Leif Svalgaard (09:19:26) :
“…What is wrong, we have discussed ad nauseam…”
Sorry, I’m usually long gone before the point of nausea.
If it is your argument that such barycentric motions do not occur, you are definitely in the scientific minority, and should better spend your time elsewhere, for example by cleaning up Wikipedia (watch the animation):
http://upload.wikimedia.org/wikipedia/commons/thumb/5/5a/Orbit4.gif/160px-Orbit4.gif
and by correcting what NASA teaches elementary school children
http://spaceplace.nasa.gov/en/kids/barycntr.shtml
otherwise I shall conclude that you DO accept that the sun orbits not its own center of mass, but a solar system barycenter which varies pretty much as Newton expected it would in 1687, and that the nauseating discussion is only about what if any effect such motion has.

John-X
October 8, 2008 10:25 am

Here’s the barycenter and its ‘importance’ as taught in a Geology 100 course
http://www.umt.edu/geosciences/faculty/hendrix/g100/L2.html
” Solar System Barycenter: Imaginary point about which planets and sun rotate. Barycenter is near (and sometimes within) sun, but is not center of sun.

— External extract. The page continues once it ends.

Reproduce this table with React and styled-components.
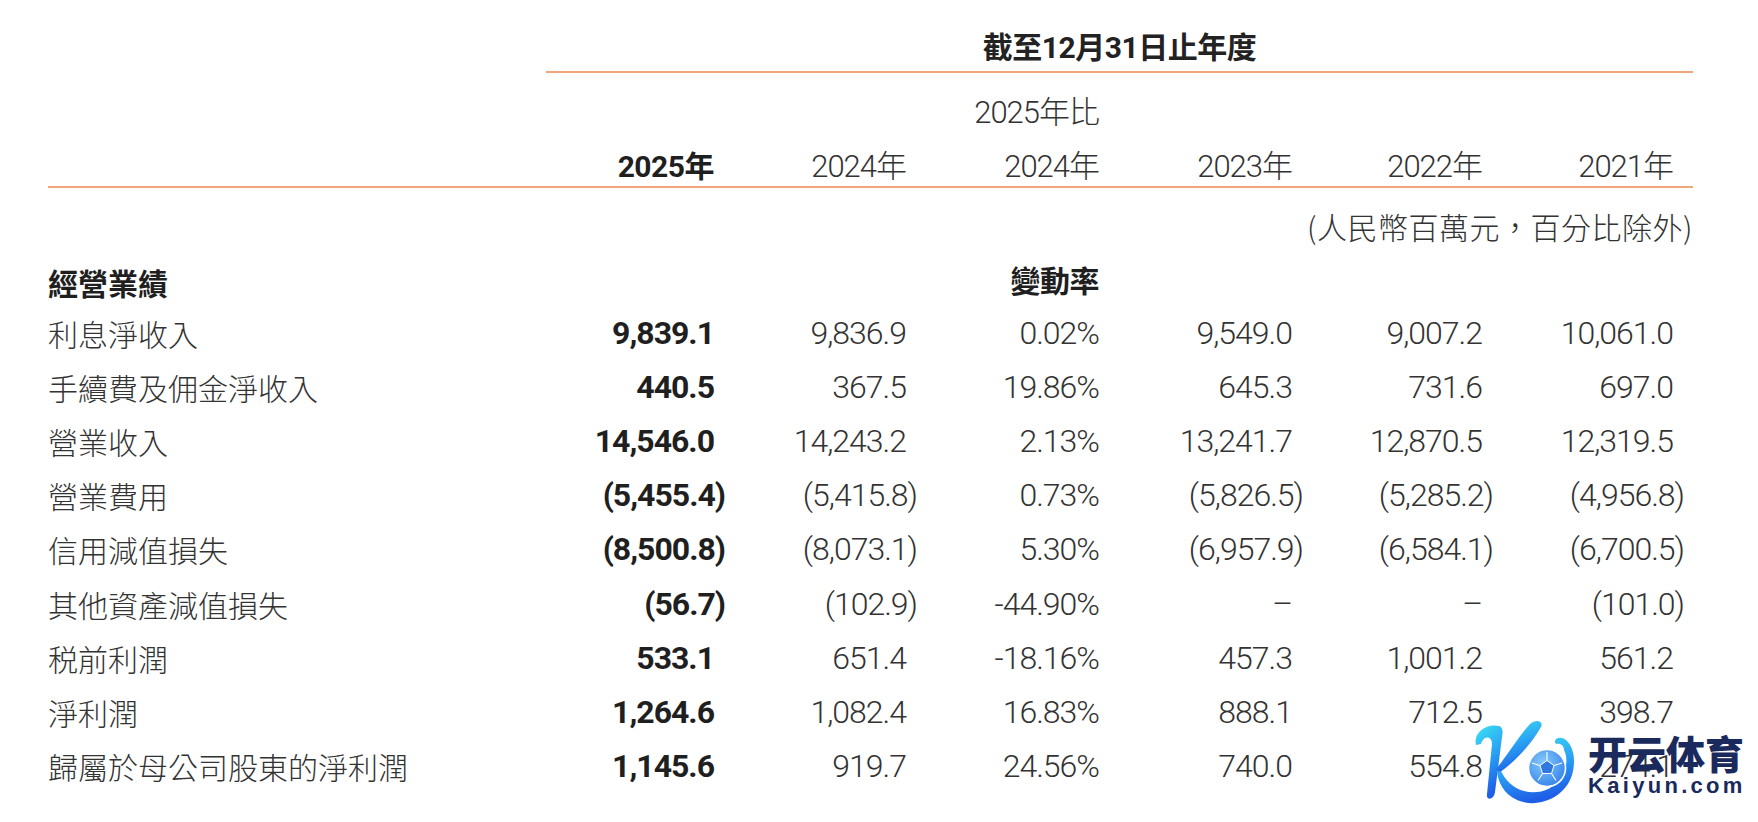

Jupiter and Saturn aligned on same side of sun = sun furthest from barycenter
Jupiter and Saturn aligned on opposite sides of sun = sun minimum distance from barycenter (barycenter actually within sun)
Why is this important?
1) Rotation of sun about barycenter is related to formation of sunspots and solar flare activity.
· Sun at Max and Min distance from barycenter (Saturn and Jupiter aligned), solar flare and sunspot activity
very high (about once per 11 years).
· Sun between max and min distance to barycenter (Saturn and Jupiter not aligned), solar flare and sunspot activity low.
2) Sunspot and solar flare activity influences strength of solar wind (which bombards Earth)
3) Fluctuations in strength of solar wind affect Earth climate (e.g. length of growing season). ”
This may be a rather extreme example, but as I suggested, WUWT is no “hotbed” of Barycentrism.